この曲は、英国の詩人バイロンの物語詩「チャイルド・ハロルドの巡礼」にモチーフを得ている。次のような展開で、巡礼の旅に出かけたハロルドが山賊に殺されるまでを描いている。

ベルリオーズ交響曲「イタリアのハロルド」


第1楽章「山におけるハロルド、憂愁、幸福と歓喜の情景」

第2楽章「夕べの祈りを歌う巡礼の行進」

第3楽章「アブルッチの山人が愛人によせるセレナード」

第4楽章「山賊の饗宴、回想」


ヴィオラ独奏によって表現されるのは「ハロルドのテーマ」で、これが全曲を貫く主題となる。


先に実質的にはヴィオラ協奏曲と書いたが、しかし、ヴィオラが活躍するのは第3楽章までで、終楽章にはあまりその面影がない。終楽章は、「幻想交響曲」を思い起こさせるトゥッティの盛り上がりで幕を閉じる。

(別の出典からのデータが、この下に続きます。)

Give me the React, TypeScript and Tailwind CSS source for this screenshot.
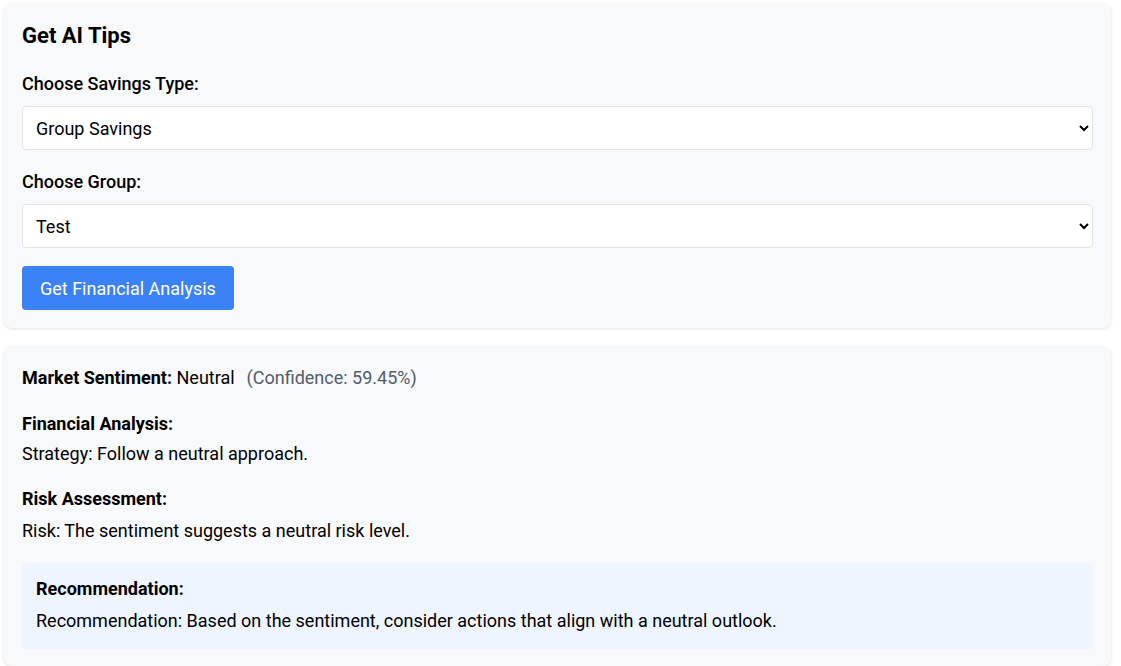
import React from "react";

export default function App() {
  return (
    <div
      className="min-h-screen bg-white pt-[3px] pl-[4px] pr-[10px] text-black"
      style={{ fontFamily: "Roboto, 'Liberation Sans', sans-serif" }}
    >
      <div className="bg-[#f8f9fb] rounded-lg shadow-[0_1px_3px_rgba(0,0,0,0.12)] pt-[19px] px-[18px] pb-[18px]">
        <h2 className="text-[22px] leading-7 font-bold mb-[20px]">Get AI Tips</h2>
        <label className="block text-[18px] leading-[27px] font-medium mb-[9px]">
          Choose Savings Type:
        </label>
        <select
          defaultValue="group"
          className="block w-full h-[44px] bg-white border border-[#e2e4e8] rounded px-[9px] text-[18px] mb-[18px]"
        >
          <option value="personal">Personal Savings</option>
          <option value="group">Group Savings</option>
        </select>
        <label className="block text-[18px] leading-[27px] font-medium mb-[9px]">
          Choose Group:
        </label>
        <select
          defaultValue="test"
          className="block w-full h-[44px] bg-white border border-[#e2e4e8] rounded px-[9px] text-[18px] mb-[18px]"
        >
          <option value="test">Test</option>
        </select>
        <button className="h-[44px] px-[18px] rounded bg-[#3b82f6] text-white text-[18px]">
          Get Financial Analysis
        </button>
      </div>

      <div className="mt-[18px] bg-[#f8f9fb] rounded-lg shadow-[0_1px_3px_rgba(0,0,0,0.12)] pt-[18px] px-[18px] pb-[17px] text-[18px] leading-[27px]">
        <p>
          <span className="font-bold">Market Sentiment:</span> Neutral
          <span className="ml-[12px] text-[#525c6b]">(Confidence: 59.45%)</span>
        </p>
        <p className="mt-[19px] font-bold">Financial Analysis:</p>
        <p className="mt-[3px]">Strategy: Follow a neutral approach.</p>
        <p className="mt-[18px] font-bold">Risk Assessment:</p>
        <p className="mt-[5px]">Risk: The sentiment suggests a neutral risk level.</p>
        <div className="mt-[19px] bg-[#eef5ff] rounded px-[14px] pt-[12px] pb-[15px]">
          <p className="font-bold">Recommendation:</p>
          <p className="mt-[5px]">
            Recommendation: Based on the sentiment, consider actions that align with a neutral outlook.
          </p>
        </div>
      </div>
    </div>
  );
}
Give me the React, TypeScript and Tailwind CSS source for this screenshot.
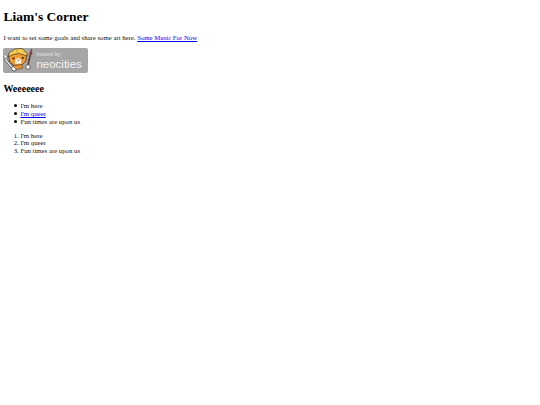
export default function App() {
  return (
    <div className="min-h-[405px] bg-white px-[3.4px] py-[9px] text-[#111] font-['Liberation_Serif',serif] text-[6.75px] leading-[7.6px]">
      <h1 className="text-[13.5px] leading-[15.5px] font-bold mb-[9px] text-black">Liam's Corner</h1>
      <p className="mb-[6.7px]">
        I want to set some goals and share some art here.{' '}
        <a href="#" className="text-[#0000ee] underline">Some Music For Now</a>
      </p>
      <div className="relative w-[85px] h-[25px] rounded-[2px] bg-[#a6a6a6] font-['Liberation_Sans',sans-serif] text-white">
        <svg viewBox="0 0 32 25" className="absolute left-0 top-0 w-[32px] h-[25px]">
          {/* wrench */}
          <path d="M1.5 10 L11 22" stroke="#4a4a4a" strokeWidth="2.6" />
          <path d="M1.5 10 L11 22" stroke="#f2f2f2" strokeWidth="1.3" />
          <circle cx="11" cy="20.5" r="2.6" fill="#f4f4f4" stroke="#4a4a4a" strokeWidth="0.8" />
          <path d="M0.5 8 L2 11 L4.5 9.5 L3.5 7" fill="#eee" stroke="#4a4a4a" strokeWidth="0.6" />
          {/* paint brush */}
          <path d="M27.5 6 L25 17" stroke="#5a3526" strokeWidth="1.5" />
          <path d="M28.6 0.8 L29 6.5 L26.5 6 Z" fill="#a8324a" stroke="#5a3526" strokeWidth="0.4" />
          <circle cx="25" cy="19" r="2.3" fill="#f4f4f4" stroke="#4a4a4a" strokeWidth="0.8" />
          {/* cat head */}
          <path d="M5.5 7 L15 3 L23.5 6 L23 13 L19 17 L11 17.5 L6.5 14 Z" fill="#ee9a35" stroke="#4a3320" strokeWidth="0.8" />
          {/* hat */}
          <path d="M5 9 L6 5 L12 1 L19 0.4 L24 5.5 L24.5 8 L16 5.5 L10 6.5 Z" fill="#f5cf55" stroke="#4a3320" strokeWidth="0.7" />
          <path d="M13 1 L15 5.5" stroke="#c9952c" strokeWidth="0.8" />
          {/* muzzle and eyes */}
          <path d="M12 12 L15 9.5 L18 12 L18.5 15.5 L12 16 Z" fill="#fdf0da" />
          <circle cx="10.5" cy="10.5" r="1" fill="#2c1c10" />
          <circle cx="19.8" cy="10" r="1" fill="#2c1c10" />
          <path d="M14.2 11.8 L16 11.8 L15.1 13 Z" fill="#6b2c20" />
          {/* body */}
          <path d="M10 17.5 L19 16.8 L20 20 L13 21.5 Z" fill="#e8953a" stroke="#4a3320" strokeWidth="0.5" />
        </svg>
        <div className="absolute left-[33px] top-[4px] text-[5.5px] leading-[5px] text-[#e2e2e2] whitespace-nowrap">hosted by,</div>
        <div className="absolute left-[33px] top-[11px] text-[11.5px] leading-[11px] text-[#f4f4f4] whitespace-nowrap">neocities</div>
      </div>
      <h2 className="text-[10px] leading-[11.6px] font-bold mt-[10px] mb-[8px] text-black">Weeeeeee</h2>
      <ul className="pl-[17px] mb-[6.7px]">
        <li className="relative before:absolute before:left-[-6px] before:top-[2px] before:w-[3px] before:h-[3px] before:rounded-full before:bg-black">I'm here</li>
        <li className="relative before:absolute before:left-[-6px] before:top-[2px] before:w-[3px] before:h-[3px] before:rounded-full before:bg-black"><a href="#" className="text-[#0000ee] underline">I'm queer</a></li>
        <li className="relative before:absolute before:left-[-6px] before:top-[2px] before:w-[3px] before:h-[3px] before:rounded-full before:bg-black">Fun times are upon us</li>
      </ul>
      <ol className="list-decimal pl-[17px]">
        <li>I'm here</li>
        <li>I'm queer</li>
        <li>Fun times are upon us</li>
      </ol>
    </div>
  )
}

全体的にはベルリオーズらしいロマン派ムード満点の、危険で、濃い作品となっている。


◇  ◇  ◇


ミシェル・プラッソントゥールーズ・カピトール国立管

Symphonie Fantastique

Symphonie Fantastique

ミシェル・プラッソントゥールーズ・カピトール国立管による録音。こういうのをフランスの音というのだろうか。ひと言で言うと「カラフル」。若干速めのテンポ設定にもセンスが良さを感じる。私が買ったCDは、歌劇「ベンヴェヌート・チェッリーニ」序曲と、序曲「ウェイヴァリー」とのカップリングだったが、現在は「幻想交響曲」とのカップリングで、2枚組みで販売されているようだ。これはお得。


チョン・ミュンフン&パリ・バスティーユ

ベルリオーズ : イタリアのハロルド

ベルリオーズ : イタリアのハロルド

チョン・ミュンフンとパリ・バスティーユ管による最後の録音。熱演タイプの指揮者らしく、猛獣使いが鞭でしつけるように、オーケストラを煽る。とてもすぐれた演奏なのになぜか現在廃盤中。署名を集めて復刻を望みたいほどだ。カップリングは歌劇「ベンヴェヌート・チェッリーニ」序曲、序曲「ローマの謝肉祭」、序曲「海賊」の3曲。